Retinoic acid availability drives the asynchronous initiation of spermatogonial differentiation in the mouse.

Throughout the reproductive lifespan of most male mammals, sperm production is constant because of the regulated differentiation of spermatogonia. Retinoic acid (RA) and a downstream target, Stra8, are required for complete spermatogenesis. To examine the role of RA in initiating spermatogonial differentiation, a transgenic mouse model expressing beta-galactosidase under the control of an RA response element was used.
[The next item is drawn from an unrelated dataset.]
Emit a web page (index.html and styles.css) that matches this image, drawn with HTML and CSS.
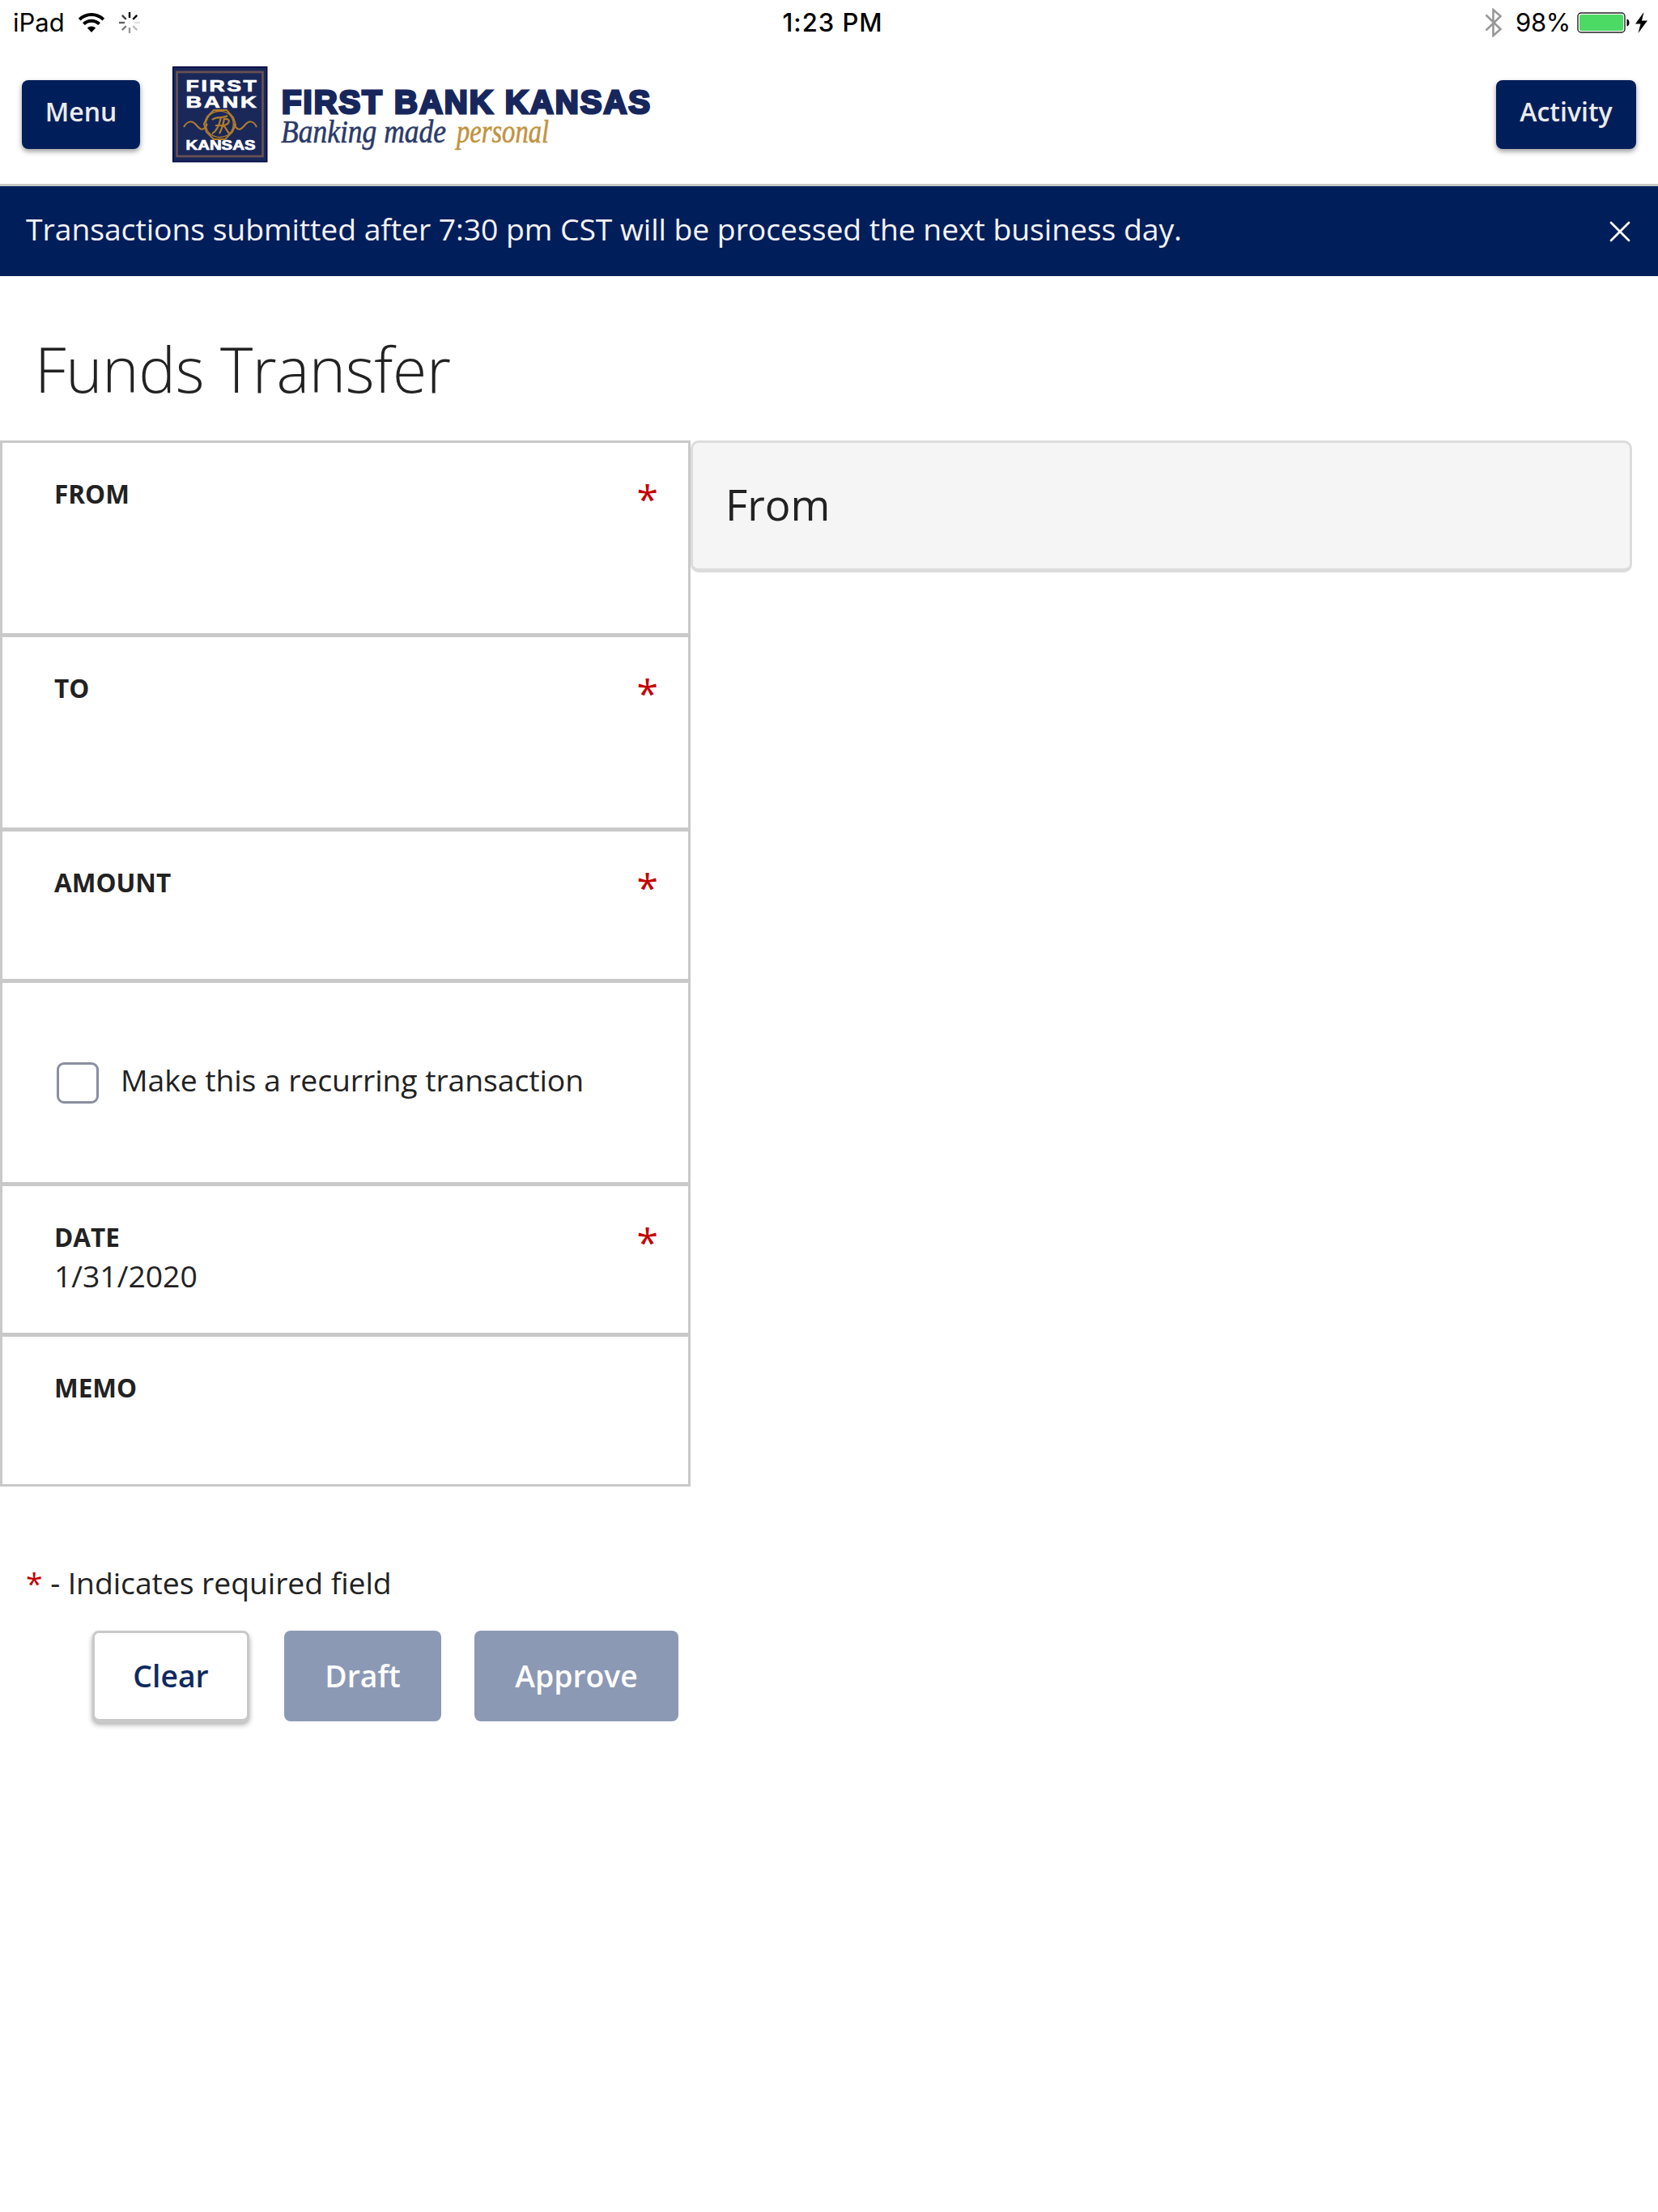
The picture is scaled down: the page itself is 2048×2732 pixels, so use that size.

Cells in the neonatal testis undergoing active RA signaling were visualized by beta-galactosidase activity, the relationship between RA and differentiation determined, and the role of RA-degrading enzymes in regulating RA demonstrated. Beta-galactosidase activity was found to be predominantly associated with differentiating, premeiotic germ cells and to be distributed nonuniformly throughout the seminiferous tubules. Additionally, beta-galactosidase activity in premeiotic germ cells colocalized with STRA8 protein and was induced in germ cells with exogenous RA treatment. The RA-degrading enzyme, CYP26B1, was found to have germ cell localization and nonuniform distribution between tubules via immunohistochemistry. Treatment with a CYP26 enzyme inhibitor resulted in an increased number of germ cells with both beta-galactosidase activity and STRA8 protein and an increase in the expression of genes associated with differentiation and reduced expression of a gene associated with undifferentiated germ cells. These results show the action of RA in a subset of spermatogonia leads to nonuniform initiation of differentiation throughout the neonatal testis, potentially mediated through the action of CYP26 enzymes. Thus, the presence of RA is a likely driving factor in the initiation of spermatogonial differentiation and may result in asynchronous spermatogenesis.